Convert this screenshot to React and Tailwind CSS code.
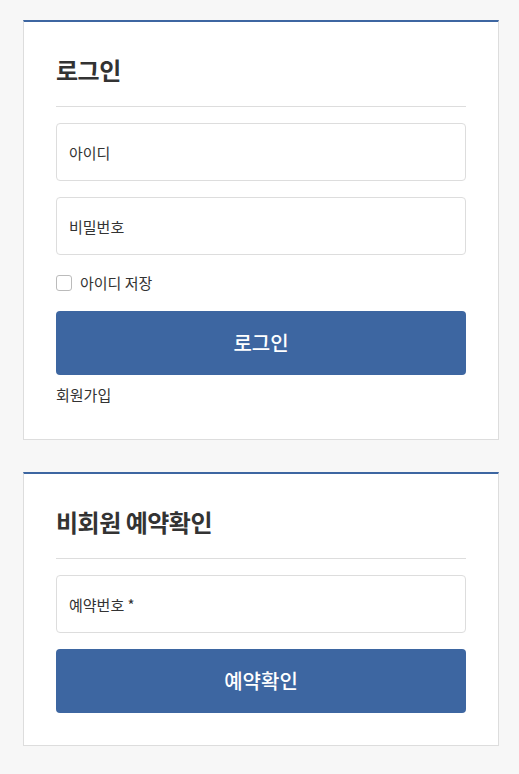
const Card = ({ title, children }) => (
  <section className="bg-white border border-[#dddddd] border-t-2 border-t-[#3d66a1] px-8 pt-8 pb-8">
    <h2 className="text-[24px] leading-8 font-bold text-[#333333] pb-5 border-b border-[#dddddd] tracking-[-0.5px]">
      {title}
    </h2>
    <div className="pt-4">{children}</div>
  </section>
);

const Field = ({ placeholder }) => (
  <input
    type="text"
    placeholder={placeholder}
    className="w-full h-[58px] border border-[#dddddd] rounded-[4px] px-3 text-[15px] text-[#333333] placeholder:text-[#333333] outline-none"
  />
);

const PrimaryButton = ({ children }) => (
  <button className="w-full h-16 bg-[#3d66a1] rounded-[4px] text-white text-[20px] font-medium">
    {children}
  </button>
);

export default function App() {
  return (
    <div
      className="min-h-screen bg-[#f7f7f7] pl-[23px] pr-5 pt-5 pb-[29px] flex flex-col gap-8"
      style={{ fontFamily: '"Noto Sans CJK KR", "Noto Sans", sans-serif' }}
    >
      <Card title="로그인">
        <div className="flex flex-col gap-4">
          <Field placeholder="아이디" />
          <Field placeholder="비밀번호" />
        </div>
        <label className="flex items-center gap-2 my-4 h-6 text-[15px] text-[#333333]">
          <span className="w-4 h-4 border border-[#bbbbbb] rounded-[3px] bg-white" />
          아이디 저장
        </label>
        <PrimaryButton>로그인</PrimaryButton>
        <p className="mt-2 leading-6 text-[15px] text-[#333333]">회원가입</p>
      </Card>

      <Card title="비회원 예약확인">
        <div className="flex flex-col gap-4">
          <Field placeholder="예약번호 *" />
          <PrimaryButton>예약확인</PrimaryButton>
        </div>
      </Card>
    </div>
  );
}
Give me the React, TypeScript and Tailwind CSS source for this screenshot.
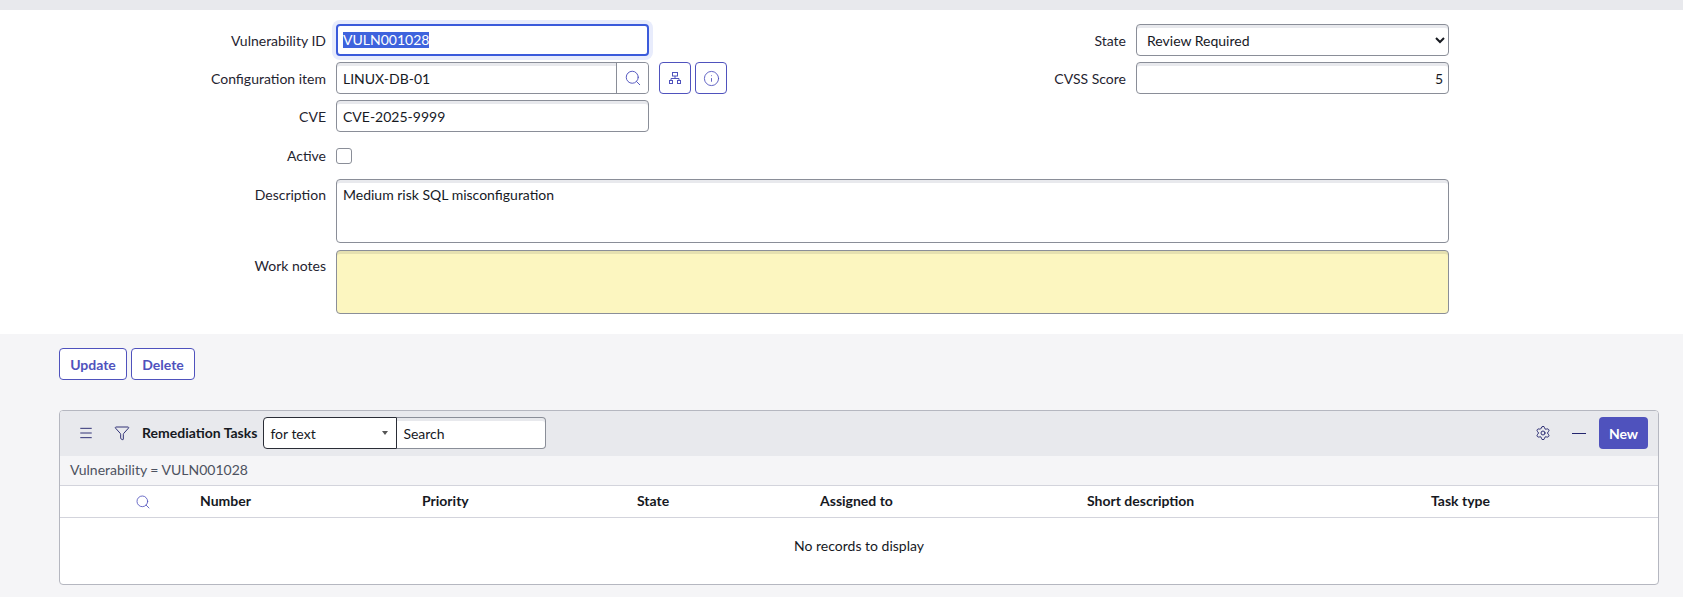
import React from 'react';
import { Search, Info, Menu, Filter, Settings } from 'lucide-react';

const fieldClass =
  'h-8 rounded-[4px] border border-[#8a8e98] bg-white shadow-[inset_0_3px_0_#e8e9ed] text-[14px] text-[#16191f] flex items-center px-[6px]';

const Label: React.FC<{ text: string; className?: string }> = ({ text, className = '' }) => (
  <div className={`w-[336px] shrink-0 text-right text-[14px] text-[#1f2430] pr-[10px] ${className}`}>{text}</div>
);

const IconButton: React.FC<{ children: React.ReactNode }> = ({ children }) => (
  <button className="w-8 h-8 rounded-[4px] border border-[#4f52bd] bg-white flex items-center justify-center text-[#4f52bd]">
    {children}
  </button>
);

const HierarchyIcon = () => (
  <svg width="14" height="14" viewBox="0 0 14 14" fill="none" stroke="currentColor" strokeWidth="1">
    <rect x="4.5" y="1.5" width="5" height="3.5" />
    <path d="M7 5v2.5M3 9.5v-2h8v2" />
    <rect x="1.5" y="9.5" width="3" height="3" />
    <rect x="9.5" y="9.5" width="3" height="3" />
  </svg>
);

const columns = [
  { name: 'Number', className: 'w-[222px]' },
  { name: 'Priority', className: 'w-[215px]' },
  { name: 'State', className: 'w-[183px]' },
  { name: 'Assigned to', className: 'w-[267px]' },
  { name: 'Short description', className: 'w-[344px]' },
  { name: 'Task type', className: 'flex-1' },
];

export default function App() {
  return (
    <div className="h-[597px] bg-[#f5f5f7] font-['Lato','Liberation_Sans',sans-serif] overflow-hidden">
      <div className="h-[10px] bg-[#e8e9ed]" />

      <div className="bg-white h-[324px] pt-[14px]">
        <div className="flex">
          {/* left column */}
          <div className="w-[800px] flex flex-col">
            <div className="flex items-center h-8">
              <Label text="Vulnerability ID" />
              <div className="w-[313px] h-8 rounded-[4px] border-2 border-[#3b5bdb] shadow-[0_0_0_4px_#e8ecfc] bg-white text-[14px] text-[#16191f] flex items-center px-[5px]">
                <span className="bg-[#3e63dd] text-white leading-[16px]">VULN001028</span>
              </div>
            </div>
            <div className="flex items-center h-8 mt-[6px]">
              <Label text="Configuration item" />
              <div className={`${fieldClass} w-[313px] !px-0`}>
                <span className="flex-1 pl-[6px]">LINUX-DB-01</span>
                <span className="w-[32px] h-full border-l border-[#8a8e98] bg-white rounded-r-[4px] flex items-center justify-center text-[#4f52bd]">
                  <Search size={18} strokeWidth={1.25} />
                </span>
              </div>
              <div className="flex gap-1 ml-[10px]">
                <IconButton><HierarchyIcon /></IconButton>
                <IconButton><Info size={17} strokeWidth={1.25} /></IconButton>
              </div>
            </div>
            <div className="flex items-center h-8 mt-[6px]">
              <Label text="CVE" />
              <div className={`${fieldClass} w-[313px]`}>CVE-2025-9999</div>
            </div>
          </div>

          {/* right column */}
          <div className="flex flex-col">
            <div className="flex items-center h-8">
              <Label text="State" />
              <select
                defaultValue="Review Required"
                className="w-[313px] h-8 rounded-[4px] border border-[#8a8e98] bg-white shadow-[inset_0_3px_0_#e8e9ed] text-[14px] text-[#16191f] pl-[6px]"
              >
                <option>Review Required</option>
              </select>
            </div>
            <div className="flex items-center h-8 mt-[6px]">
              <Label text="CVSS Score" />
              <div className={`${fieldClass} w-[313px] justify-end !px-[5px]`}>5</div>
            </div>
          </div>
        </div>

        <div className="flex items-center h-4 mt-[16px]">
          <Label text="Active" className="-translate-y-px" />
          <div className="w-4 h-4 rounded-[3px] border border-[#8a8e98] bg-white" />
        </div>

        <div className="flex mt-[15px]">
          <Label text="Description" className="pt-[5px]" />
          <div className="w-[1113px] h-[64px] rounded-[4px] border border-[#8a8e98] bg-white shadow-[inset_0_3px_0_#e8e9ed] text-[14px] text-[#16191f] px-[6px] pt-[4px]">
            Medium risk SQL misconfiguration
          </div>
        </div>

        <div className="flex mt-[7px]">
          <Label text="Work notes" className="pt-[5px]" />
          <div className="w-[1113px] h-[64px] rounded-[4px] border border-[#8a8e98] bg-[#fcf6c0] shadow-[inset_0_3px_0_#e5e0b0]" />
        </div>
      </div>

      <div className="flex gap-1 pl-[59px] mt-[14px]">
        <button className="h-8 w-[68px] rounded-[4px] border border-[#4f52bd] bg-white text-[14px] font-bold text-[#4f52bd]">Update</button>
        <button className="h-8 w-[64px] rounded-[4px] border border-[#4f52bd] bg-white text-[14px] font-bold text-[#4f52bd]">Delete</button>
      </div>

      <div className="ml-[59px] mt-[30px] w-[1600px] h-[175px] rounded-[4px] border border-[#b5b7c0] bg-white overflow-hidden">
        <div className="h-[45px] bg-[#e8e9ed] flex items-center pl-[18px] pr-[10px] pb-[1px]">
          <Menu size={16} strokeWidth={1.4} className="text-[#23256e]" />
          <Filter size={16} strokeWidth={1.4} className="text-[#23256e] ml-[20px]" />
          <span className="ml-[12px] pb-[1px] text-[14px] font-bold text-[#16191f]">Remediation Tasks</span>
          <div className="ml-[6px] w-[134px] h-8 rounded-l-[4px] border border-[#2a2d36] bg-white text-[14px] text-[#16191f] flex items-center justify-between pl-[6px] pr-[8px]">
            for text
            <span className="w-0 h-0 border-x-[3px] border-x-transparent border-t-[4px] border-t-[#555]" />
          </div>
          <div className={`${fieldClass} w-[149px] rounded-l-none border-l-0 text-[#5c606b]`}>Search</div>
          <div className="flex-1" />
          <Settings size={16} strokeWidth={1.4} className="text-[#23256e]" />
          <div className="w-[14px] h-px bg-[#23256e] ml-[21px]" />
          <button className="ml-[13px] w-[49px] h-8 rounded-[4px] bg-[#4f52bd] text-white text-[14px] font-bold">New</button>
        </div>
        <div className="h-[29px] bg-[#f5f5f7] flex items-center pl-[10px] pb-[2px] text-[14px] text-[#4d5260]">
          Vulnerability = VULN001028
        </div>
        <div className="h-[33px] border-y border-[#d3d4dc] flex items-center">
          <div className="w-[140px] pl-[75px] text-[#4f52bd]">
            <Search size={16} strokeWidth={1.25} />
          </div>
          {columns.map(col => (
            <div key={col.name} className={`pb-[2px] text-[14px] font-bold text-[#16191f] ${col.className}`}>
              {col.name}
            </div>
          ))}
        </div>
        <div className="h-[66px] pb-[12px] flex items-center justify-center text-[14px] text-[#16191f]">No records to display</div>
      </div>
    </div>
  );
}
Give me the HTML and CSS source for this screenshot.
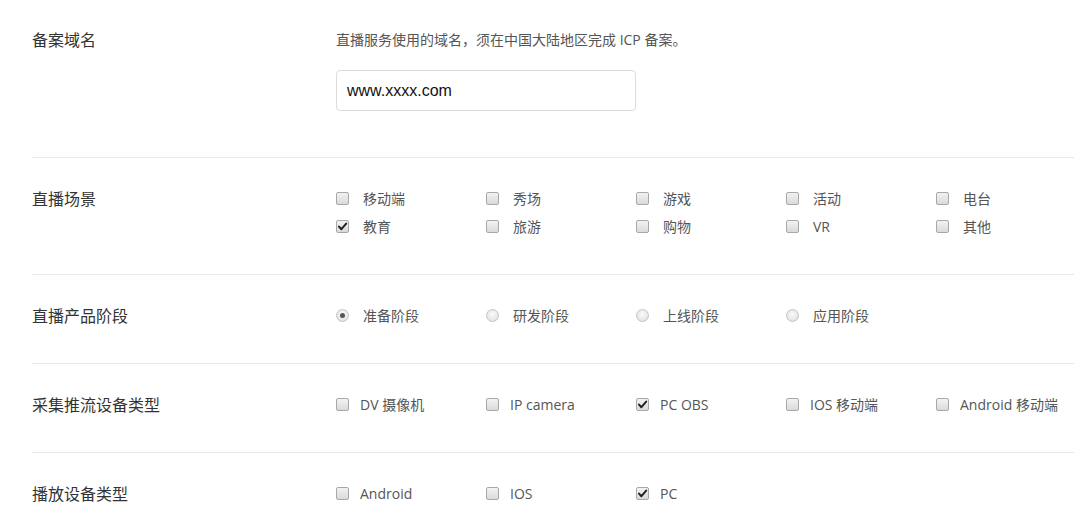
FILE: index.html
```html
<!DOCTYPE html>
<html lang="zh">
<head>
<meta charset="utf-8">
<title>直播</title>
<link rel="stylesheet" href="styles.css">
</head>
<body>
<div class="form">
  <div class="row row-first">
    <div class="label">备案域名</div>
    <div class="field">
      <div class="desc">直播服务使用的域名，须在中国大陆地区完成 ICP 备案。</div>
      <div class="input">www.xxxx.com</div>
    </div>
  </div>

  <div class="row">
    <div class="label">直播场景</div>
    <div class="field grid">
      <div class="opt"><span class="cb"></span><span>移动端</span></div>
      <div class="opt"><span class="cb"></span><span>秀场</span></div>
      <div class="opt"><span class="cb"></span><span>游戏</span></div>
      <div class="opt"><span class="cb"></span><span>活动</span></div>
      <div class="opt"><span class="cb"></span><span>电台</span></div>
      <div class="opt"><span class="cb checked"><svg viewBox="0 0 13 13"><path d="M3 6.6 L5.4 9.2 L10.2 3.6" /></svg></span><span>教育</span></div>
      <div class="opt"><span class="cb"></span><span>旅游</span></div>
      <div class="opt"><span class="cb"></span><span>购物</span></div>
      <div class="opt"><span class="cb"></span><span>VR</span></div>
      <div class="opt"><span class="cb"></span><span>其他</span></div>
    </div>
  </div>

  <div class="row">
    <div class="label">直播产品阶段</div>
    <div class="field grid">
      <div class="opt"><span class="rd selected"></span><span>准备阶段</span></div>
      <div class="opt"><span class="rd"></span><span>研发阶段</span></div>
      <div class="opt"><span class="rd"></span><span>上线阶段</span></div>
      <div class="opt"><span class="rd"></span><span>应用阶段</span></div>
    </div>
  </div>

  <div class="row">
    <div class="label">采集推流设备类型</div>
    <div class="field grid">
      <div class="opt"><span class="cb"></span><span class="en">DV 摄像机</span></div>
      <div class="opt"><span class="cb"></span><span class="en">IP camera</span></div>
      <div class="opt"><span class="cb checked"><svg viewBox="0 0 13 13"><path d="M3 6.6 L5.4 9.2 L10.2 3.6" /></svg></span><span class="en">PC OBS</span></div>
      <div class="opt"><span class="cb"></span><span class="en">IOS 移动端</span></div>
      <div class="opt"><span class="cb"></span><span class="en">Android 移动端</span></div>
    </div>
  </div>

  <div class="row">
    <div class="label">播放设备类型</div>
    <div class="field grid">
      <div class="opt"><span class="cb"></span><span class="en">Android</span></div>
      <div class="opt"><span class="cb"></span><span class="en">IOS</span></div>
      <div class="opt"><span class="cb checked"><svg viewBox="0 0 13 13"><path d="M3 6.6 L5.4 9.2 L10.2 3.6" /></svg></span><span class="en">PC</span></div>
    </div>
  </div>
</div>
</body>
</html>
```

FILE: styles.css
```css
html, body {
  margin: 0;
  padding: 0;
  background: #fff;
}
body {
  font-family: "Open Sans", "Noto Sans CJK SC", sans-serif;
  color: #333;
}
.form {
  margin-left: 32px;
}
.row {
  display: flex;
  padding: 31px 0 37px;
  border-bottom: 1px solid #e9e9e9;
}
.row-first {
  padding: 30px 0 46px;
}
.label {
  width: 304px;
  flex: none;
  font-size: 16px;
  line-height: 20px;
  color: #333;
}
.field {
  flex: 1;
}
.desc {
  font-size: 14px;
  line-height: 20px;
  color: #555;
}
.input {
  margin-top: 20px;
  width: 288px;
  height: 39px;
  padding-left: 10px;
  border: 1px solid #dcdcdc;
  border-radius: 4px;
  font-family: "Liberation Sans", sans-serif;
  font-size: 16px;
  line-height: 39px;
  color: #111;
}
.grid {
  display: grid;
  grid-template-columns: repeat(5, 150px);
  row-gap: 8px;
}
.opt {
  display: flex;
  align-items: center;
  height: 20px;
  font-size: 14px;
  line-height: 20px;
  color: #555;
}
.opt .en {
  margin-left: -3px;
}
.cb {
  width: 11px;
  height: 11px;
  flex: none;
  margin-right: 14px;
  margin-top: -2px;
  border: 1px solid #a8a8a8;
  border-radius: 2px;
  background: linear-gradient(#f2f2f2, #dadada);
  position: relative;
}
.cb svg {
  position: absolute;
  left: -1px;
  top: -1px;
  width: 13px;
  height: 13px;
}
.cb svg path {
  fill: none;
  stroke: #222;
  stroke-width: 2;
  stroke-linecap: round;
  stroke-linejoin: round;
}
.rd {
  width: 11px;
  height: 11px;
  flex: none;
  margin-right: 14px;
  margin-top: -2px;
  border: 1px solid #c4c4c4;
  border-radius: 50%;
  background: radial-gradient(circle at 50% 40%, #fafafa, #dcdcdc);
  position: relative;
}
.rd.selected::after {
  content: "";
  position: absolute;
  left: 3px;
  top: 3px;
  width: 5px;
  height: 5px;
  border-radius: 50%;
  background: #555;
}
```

Set task -
Check each line of the records for the word "this", and show the lines that contain it.

Full output -
Convert this screenshot to React and Tailwind CSS code.
Give me the React, TypeScript and Tailwind CSS source for this screenshot.
Give me the HTML and CSS source for this screenshot.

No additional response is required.